What is paleoconservatism? The name is meant to suggest a substance predating its rival “neoconservatism.” And though many who have traveled under the paleo name have harked to various figures of the pre–World War II “Old Right,” the term comes out of the 1980s, coined by Thomas Fleming, then the editor of Chronicles magazine, and Paul Gottfried, a professor of humanities and successor to Fleming at the same magazine. A new collection of essays edited by Gottfried attempts to give the history,  shape, and variety of paleoconservative thought, and it mostly succeeds.
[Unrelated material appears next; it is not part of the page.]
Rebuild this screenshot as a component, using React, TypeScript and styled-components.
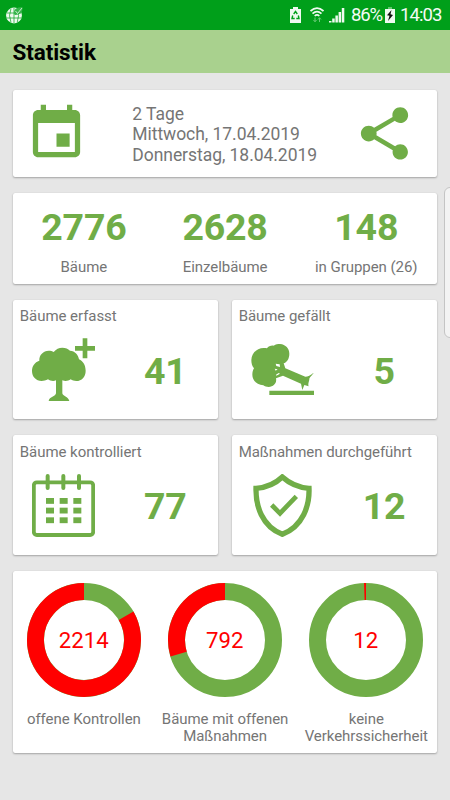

Paleoconservatism: An Anthology is a useful introduction to this broad, multifarious school.

Paul Gottfried is a proudly irascible figure who likely views National Review the way that Trotsky came to view Stalin. A prolific academic writer on the topics of Marxism and fascism, Gottfried is a scabrous critic of the mainstream Right, which he saw as seeking a role as an acceptable opposition to a hegemonic American Left. He is an obsessive hater of Jonah Goldberg in particular. And, like many paleoconservatives, he seems committed to thinning the ranks of paleocons, to constantly distinguishing himself and this unmerry band from everyone else. He has a tendency to characterize writers and political figures as more than a few degrees to the left of where they themselves and most of the rest of the world perceives them. In his introduction to the volume, Gottfried characterizes Jacob Siegel, who wrote a sympathetic profile of Gottfried, as one of those “on the left” who grudgingly respect paleoconservatives. In fact, Siegel is a second-generation conservative whose views probably place him to the right of his neoconservative father, the late Fred Siegel. Gottfried similarly mischaracterizes Ross Douthat as “conventionally center-left.”